Publikasi: 30/08/2004 09:23 WIB
"Pada
berbagai tahap kehidupan kita, tanda-tanda cinta yang kita temui itu beragam:
ketergantungan, daya tarik, kepuasan, kecemasan, kesetiaan, kesedihan, tetapi
di dalam hati, sumbernya selalu sama. Manusia mempunyai sedikit sekali
kemampuan untuk saling berhubungan dengan sesamanya, mensyukuri apa
adanya.".
eramuslim -
Dia berjalan dengan mata menatap ke bawah, kepala tertunduk. Ketika dia
melihatku, dia bicara, dan aku menangkap pandangannya. Dia lusuh dan kumal, tak
ada cahaya di matanya. Dia berkata, "Assalaamu 'Alaykum." Begitu
sopannya dia.
Dengan
lembut aku menjawab salamnya, "Wa 'Alaykum salaam." Aku terus
berjalan dalam kesunyian, pemuda ini -yang tak kuketahui siapa namanya- telah
membawa hatiku pergi jauh, entah ke mana.
Aku menatap
pada kedua matanya, mengamati sebuah harapan yang pernah sirna, kataku dalam
hati, "Bagaimanakah perasaan ibu yang melahirkannya?

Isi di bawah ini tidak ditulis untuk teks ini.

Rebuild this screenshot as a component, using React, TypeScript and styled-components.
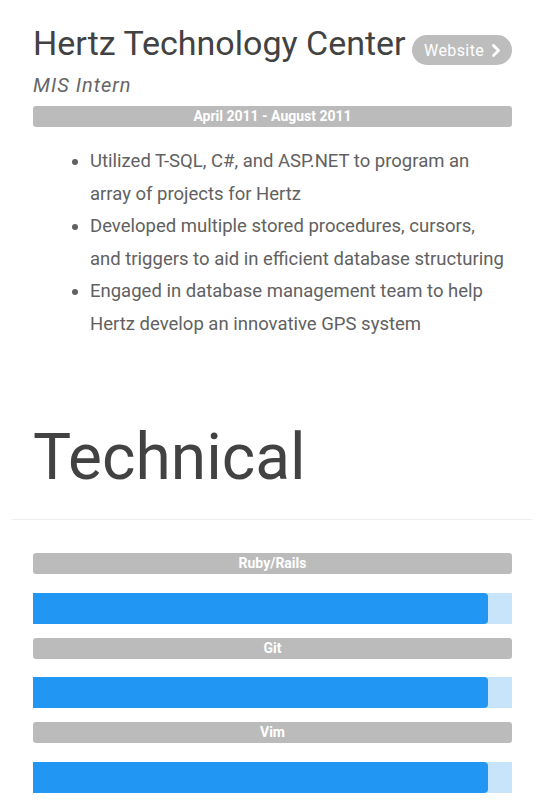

Bagaimanakah perasaan
ibu yang telah menyaksikan putranya tumbuh seperti ini?". Beberapa waktu
kemudian kudapati jawaban itu tak akan pernah ada, ibunya telah meninggal
-tidak beberapa lama setelah ia lahir. Rupanya ia seorang piatu!
Kemudian,
aku selalu dikejutkannya pada hari-hari yang lain, dengan salamnya yang tulus
dan dengan ekspresi wajahnya yang malu-malu. Ketika sengaja menatap ke dalam
kedua bola matanya kali ini, aku kembali dikejutkan dengan binar mata yang
sekarang hadir. Aku bersyukur, Semoga saja itu memang karena aku tidak
mengabaikannya meski hanya dengan sebuah senyuman.